I don’t feel qualified to comment on your laziness, but (a) I’ve a friend I could ask ;-), and (b) see

>> But, you say, what if people want the literal '@defaults' in there?
>> I think things that are different should look different,
>> and if you want that literally, then you should see '@defaults'.
> That's a lot of edge cases to consider and way too deviant from current quote-like operators' behaviour.
> I think it would cause more confusion than benefits, like people trying to do the same with qw().
> Especially when you already can achieve similar behaviour with just a few characters more.

Ah. Re-reading what I wrote, maybe you thought I was saying that you should be able to quote things inside qa[]?
That’s not what I was trying to say. I meant that if you want to quote things (e.g. due to spaces), then don’t use the qa[] operator at all.

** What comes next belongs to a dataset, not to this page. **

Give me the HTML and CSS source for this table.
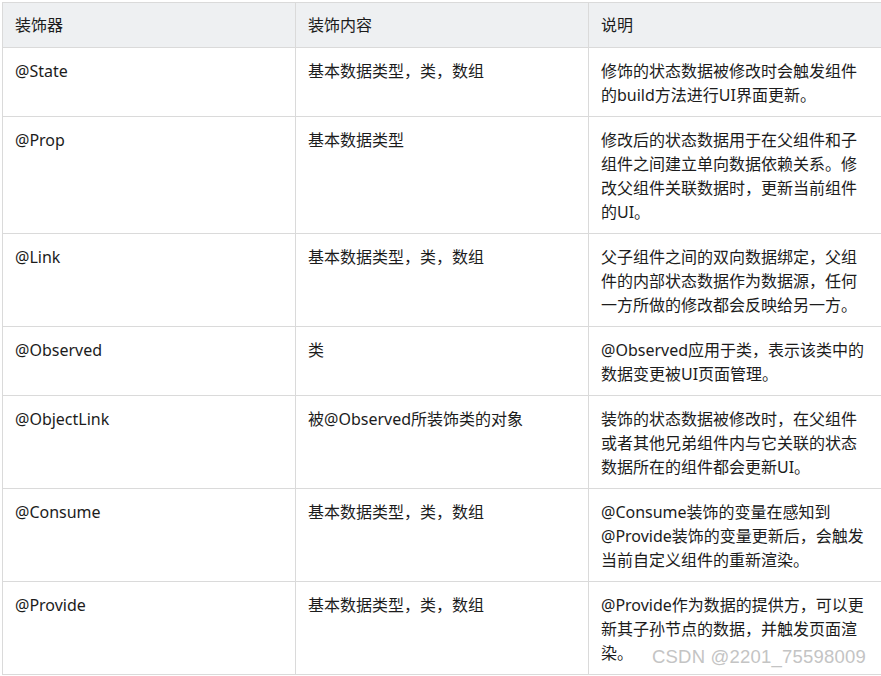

    my $ref = ["thing with spaces", qw/ one two three /];

> Also, what if you don't want to interpolate? It could soon follow the need for a qqs[] interpolating variables while a qs[] would return a literal '$defaults'. Unless it was already implemented that way, in which case the proper behaviour might need to be puzzled out.

I think that if you don’t want interpolation, then you don’t use qs.

The benefit is not really about fewer characters, but about clarity. I would use qa[] and qs[] if we went that way. But I don’t really like

    my $href = qs{  a x  b y  c z };

because you’ve lost the visual hint of => that it’s a hash. It looks like a list. So we’d have to consider allowing => as a no-op, which also feels yucky.

qs is a lot more complex than qa to implement and maintain, and though some people seem to like the idea of interpolation and comments, I don’t see the evidence supporting it, which I do for qa. And if we add qa first, even if people love it and then say then want qs as well, already having qa reduces the value of a subsequent qs.